In August 2004, Derek Breen went upstairs to check his e-mail.
“My bedroom was right above the hammock shop,” he remembers. At the time, just over a year into his Twin Oaks tenure, he was managing the hammocks business, the community’s biggest income source. Pier One was a longstanding and very sizable client—representing up to 70 percent of Twin Oaks income—and they were about two months late with their annual order. “I hit the inbox on Yahoo and there’s an e-mail from Pier One saying ‘Thank you for your business, and we don’t want your hammocks anymore. We’re not placing an order next year.’”
![]() The tofu business is growing in importance at Twin Oaks, since their largest hammock account was pulled in 2004. |
With that, the community entered a period of austerity. They quit buying coffee, stamps and oranges. They cut operating budgets in half. “It really sucked,” remembers Apple. Still, Twin Oaks survived.

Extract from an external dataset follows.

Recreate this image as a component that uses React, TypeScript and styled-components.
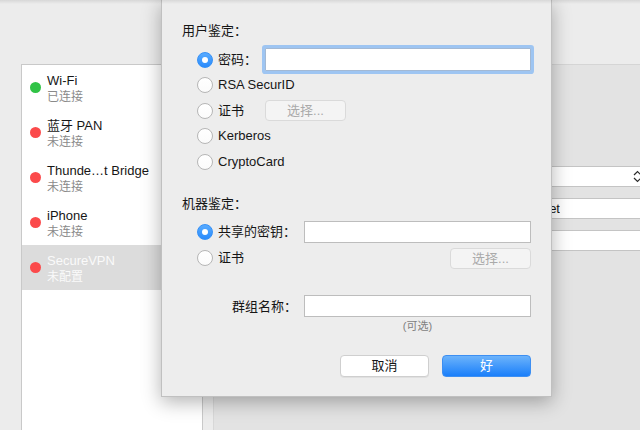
import React from 'react';
import styled, { createGlobalStyle } from 'styled-components';

const GlobalStyle = createGlobalStyle`
  html, body { margin: 0; padding: 0; background: #ececec; }
  body {
    font-family: "Helvetica Neue", "Liberation Sans", "Noto Sans CJK SC", sans-serif;
    -webkit-font-smoothing: antialiased;
  }
  * { box-sizing: border-box; }
`;

const Window = styled.div`
  position: relative;
  width: 640px;
  height: 430px;
  overflow: hidden;
  background: #ececec;
  display: flex;
  flex-direction: column;
  color: #161616;
  font-size: 13px;
  &::after {
    content: '';
    position: absolute;
    left: 0;
    right: 0;
    top: 0;
    height: 4px;
    background: linear-gradient(rgba(0, 0, 0, 0.09), rgba(0, 0, 0, 0));
    pointer-events: none;
  }
`;

const Toolbar = styled.div`
  height: 64px;
  flex: none;
`;

const Body = styled.div`
  flex: 1;
  min-height: 0;
  display: flex;
  gap: 10px;
  padding-left: 21px;
`;

const ServiceList = styled.div`
  width: 182px;
  flex: none;
  background: #fff;
  border: 1px solid #c9c9c9;
  border-bottom: none;
  display: flex;
  flex-direction: column;
`;

const ServiceRow = styled.div<{ $selected?: boolean }>`
  height: 45px;
  display: flex;
  align-items: center;
  gap: 6px;
  padding-left: 8px;
  background: ${(p) => (p.$selected ? '#dcdcdc' : 'transparent')};
  color: ${(p) => (p.$selected ? '#fafafa' : '#161616')};
`;

const StatusDot = styled.span<{ $color: string }>`
  width: 11px;
  height: 11px;
  border-radius: 50%;
  flex: none;
  background: ${(p) => p.$color};
`;

const ServiceText = styled.div`
  display: flex;
  flex-direction: column;
  margin-top: 3px;
`;

const ServiceName = styled.div`
  font-size: 13px;
  line-height: 16px;
  white-space: nowrap;
`;

const ServiceStatus = styled.div<{ $selected?: boolean }>`
  font-size: 12px;
  line-height: 16px;
  color: ${(p) => (p.$selected ? '#fafafa' : '#8a8a8a')};
`;

const DetailPane = styled.div`
  flex: 1;
  background: #e3e3e3;
  border-top: 1px solid #d5d5d5;
  border-left: 1px solid #d8d8d8;
  padding-top: 101px;
  padding-left: 190px;
`;

const PaneControls = styled.div`
  width: 250px;
  display: flex;
  flex-direction: column;
  gap: 11px;
`;

const PopUp = styled.div`
  height: 21px;
  background: #fff;
  border: 1px solid #c4c4c4;
  border-radius: 4px;
  display: flex;
  align-items: center;
  justify-content: space-between;
  padding: 0 11px 0 6px;
`;

const PaneField = styled.div`
  height: 21px;
  background: #fff;
  border: 1px solid #c4c4c4;
  display: flex;
  align-items: center;
  padding-left: 4px;
`;

const PaneFieldValue = styled.span`
  display: inline-block;
  width: 151px;
  text-align: right;
  white-space: nowrap;
  overflow: hidden;
  font-size: 13px;
`;

const Sheet = styled.div`
  position: absolute;
  left: 161px;
  top: 0;
  width: 391px;
  height: 397px;
  background: #ededed;
  border: 1px solid #c0c0c0;
  border-top: none;
  box-shadow: 0 5px 18px rgba(0, 0, 0, 0.3);
  padding: 22px 20px 20px 20px;
  display: flex;
  flex-direction: column;
`;

const SectionLabel = styled.div<{ $gap?: number }>`
  font-size: 13px;
  line-height: 18px;
  margin-top: ${(p) => p.$gap ?? 0}px;
`;

const OptionGroup = styled.div<{ $gap: number }>`
  display: flex;
  flex-direction: column;
  padding-left: 15px;
  margin-top: ${(p) => p.$gap}px;
`;

const OptionRow = styled.div<{ $h: number; $spread?: boolean }>`
  height: ${(p) => p.$h}px;
  display: flex;
  align-items: center;
  justify-content: ${(p) => (p.$spread ? 'space-between' : 'flex-start')};
`;

const Option = styled.label<{ $min?: number }>`
  display: flex;
  align-items: center;
  gap: 5px;
  min-width: ${(p) => p.$min ?? 0}px;
  flex: none;
`;

const Radio = styled.span<{ $checked?: boolean }>`
  width: 16px;
  height: 16px;
  border-radius: 50%;
  flex: none;
  display: flex;
  align-items: center;
  justify-content: center;
  background: ${(p) => (p.$checked ? 'linear-gradient(#58abff, #2a8bfc)' : 'linear-gradient(#ffffff, #fbfbfb)')};
  border: 1px solid ${(p) => (p.$checked ? '#3590f6' : '#b6b6b6')};
  &::after {
    content: '';
    width: 6px;
    height: 6px;
    border-radius: 50%;
    background: #fff;
    display: ${(p) => (p.$checked ? 'block' : 'none')};
  }
`;

const OptionLabel = styled.span`
  font-size: 13px;
  line-height: 16px;
  white-space: nowrap;
`;

const TextField = styled.input<{ $focused?: boolean; $w: number; $h?: number }>`
  appearance: none;
  outline: none;
  font: inherit;
  width: ${(p) => p.$w}px;
  height: ${(p) => p.$h ?? 22}px;
  background: #fff;
  border: 1px solid ${(p) => (p.$focused ? '#a3b9d4' : '#bdbdbd')};
  border-radius: ${(p) => (p.$focused ? '1px' : '0')};
  box-shadow: ${(p) => (p.$focused ? '0 0 0 3px #9ec5f2' : 'none')};
  padding: 0 4px;
  margin: 0;
`;

const ChooseButton = styled.button`
  appearance: none;
  font: inherit;
  font-size: 13px;
  width: 81px;
  height: 21px;
  padding: 0;
  background: #f4f4f4;
  border: 1px solid #dadada;
  border-radius: 4px;
  color: #aaaaaa;
  line-height: 19px;
`;

const GroupGrid = styled.div`
  display: grid;
  grid-template-columns: 1fr 227px;
  column-gap: 7px;
  margin-top: 21.5px;
`;

const GroupLabel = styled.div`
  height: 26px;
  display: flex;
  align-items: center;
  justify-content: flex-end;
  font-size: 13px;
`;

const GroupFieldCell = styled.div`
  height: 26px;
  display: flex;
  align-items: center;
`;

const Hint = styled.div`
  grid-column: 2;
  text-align: center;
  font-size: 11px;
  line-height: 14px;
  color: #7f7f7f;
`;

const ButtonRow = styled.div`
  display: flex;
  justify-content: flex-end;
  gap: 13px;
  margin-top: 22px;
`;

const PushButton = styled.button<{ $primary?: boolean }>`
  appearance: none;
  font: inherit;
  font-size: 13px;
  width: 89px;
  height: 22px;
  padding: 0;
  border-radius: 4px;
  line-height: 20px;
  color: ${(p) => (p.$primary ? '#ffffff' : '#161616')};
  background: ${(p) => (p.$primary ? 'linear-gradient(#6cb3fb, #1a7ffa)' : '#ffffff')};
  border: 1px solid ${(p) => (p.$primary ? '#3d8ff2' : '#cfcfcf')};
  box-shadow: ${(p) => (p.$primary ? 'none' : '0 1px 0 rgba(0,0,0,0.05)')};
`;

const services = [
  { name: 'Wi-Fi', status: '已连接', color: '#30c346' },
  { name: '蓝牙 PAN', status: '未连接', color: '#fb4a4b' },
  { name: 'Thunde…t Bridge', status: '未连接', color: '#fb4a4b' },
  { name: 'iPhone', status: '未连接', color: '#fb4a4b' },
  { name: 'SecureVPN', status: '未配置', color: '#fb4a4b', selected: true },
];

function Chevrons() {
  return (
    <svg width="9" height="13" viewBox="0 0 9 13" fill="none" stroke="#2a2a2a" strokeWidth="1.2">
      <path d="M1 5 L4.5 1.5 L8 5" />
      <path d="M1 8 L4.5 11.5 L8 8" />
    </svg>
  );
}

export default function App() {
  return (
    <>
      <GlobalStyle />
      <Window>
        <Toolbar />
        <Body>
          <ServiceList>
            {services.map((s) => (
              <ServiceRow key={s.name} $selected={s.selected}>
                <StatusDot $color={s.color} />
                <ServiceText>
                  <ServiceName>{s.name}</ServiceName>
                  <ServiceStatus $selected={s.selected}>{s.status}</ServiceStatus>
                </ServiceText>
              </ServiceRow>
            ))}
          </ServiceList>
          <DetailPane>
            <PaneControls>
              <PopUp>
                <span>默认</span>
                <Chevrons />
              </PopUp>
              <PaneField>
                <PaneFieldValue>vpn.example.net</PaneFieldValue>
              </PaneField>
              <PaneField />
            </PaneControls>
          </DetailPane>
        </Body>
        <Sheet>
          <SectionLabel>用户鉴定：</SectionLabel>
          <OptionGroup $gap={7}>
            <OptionRow $h={25.5}>
              <Option $min={68}>
                <Radio $checked />
                <OptionLabel>密码：</OptionLabel>
              </Option>
              <TextField $focused $w={266} $h={23} readOnly />
            </OptionRow>
            <OptionRow $h={25.5}>
              <Option>
                <Radio />
                <OptionLabel>RSA SecurID</OptionLabel>
              </Option>
            </OptionRow>
            <OptionRow $h={25.5}>
              <Option $min={68}>
                <Radio />
                <OptionLabel>证书</OptionLabel>
              </Option>
              <ChooseButton disabled>选择...</ChooseButton>
            </OptionRow>
            <OptionRow $h={25.5}>
              <Option>
                <Radio />
                <OptionLabel>Kerberos</OptionLabel>
              </Option>
            </OptionRow>
            <OptionRow $h={25.5}>
              <Option>
                <Radio />
                <OptionLabel>CryptoCard</OptionLabel>
              </Option>
            </OptionRow>
          </OptionGroup>

          <SectionLabel $gap={20}>机器鉴定：</SectionLabel>
          <OptionGroup $gap={6.5}>
            <OptionRow $h={26}>
              <Option $min={107}>
                <Radio $checked />
                <OptionLabel>共享的密钥：</OptionLabel>
              </Option>
              <TextField $w={227} readOnly />
            </OptionRow>
            <OptionRow $h={26} $spread>
              <Option>
                <Radio />
                <OptionLabel>证书</OptionLabel>
              </Option>
              <ChooseButton disabled>选择...</ChooseButton>
            </OptionRow>
          </OptionGroup>

          <GroupGrid>
            <GroupLabel>群组名称：</GroupLabel>
            <GroupFieldCell>
              <TextField $w={227} readOnly />
            </GroupFieldCell>
            <Hint>(可选)</Hint>
          </GroupGrid>

          <ButtonRow>
            <PushButton>取消</PushButton>
            <PushButton $primary>好</PushButton>
          </ButtonRow>
        </Sheet>
      </Window>
    </>
  );
}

The ups and downs of business loom even larger in this tight-knit village, where individual financial needs mostly disappear inside a shared destiny. Yet members say that successfully playing the game of capitalism has been key to Twin Oaks’ longevity. “There’s been a focus on bringing in income,” says Keenan, “a consistent focus. It’s been a superior value to everything else.” Breen says, “I feel like I earned an MBA living at Twin Oaks and managing a pretty complicated business.”
These days, the hammocks business is expanding its retail component to make up for the loss of wholesale orders from Pier One. And the community is banking more on its tofu business. (You may have bought Twin Oaks tofu at the City Market.) Sunergia Soyfoods, a Charlottesville-based company started by ex-Oakers including Jon Kessler and Marsha Burger, is now one of the biggest purchasers of Twin Oaks tofu. A third business, book indexing, is growing too.
Still, communal life and entrepreneurship will always exist in a somewhat uneasy balance. Alexis Zeigler says that, even with all the compromises the community has made to its original ideals over the years, “Economically they’re [still] radical. It’s not the growth model; it’s just ‘This needs to do well for the sake of the community.’”
More practically speaking, when huge customers drop your account, Breen says, you can’t respond as traditional business would. “Mainstream business says, ‘You’re fired,’” he says. “You can’t say that on the farm.”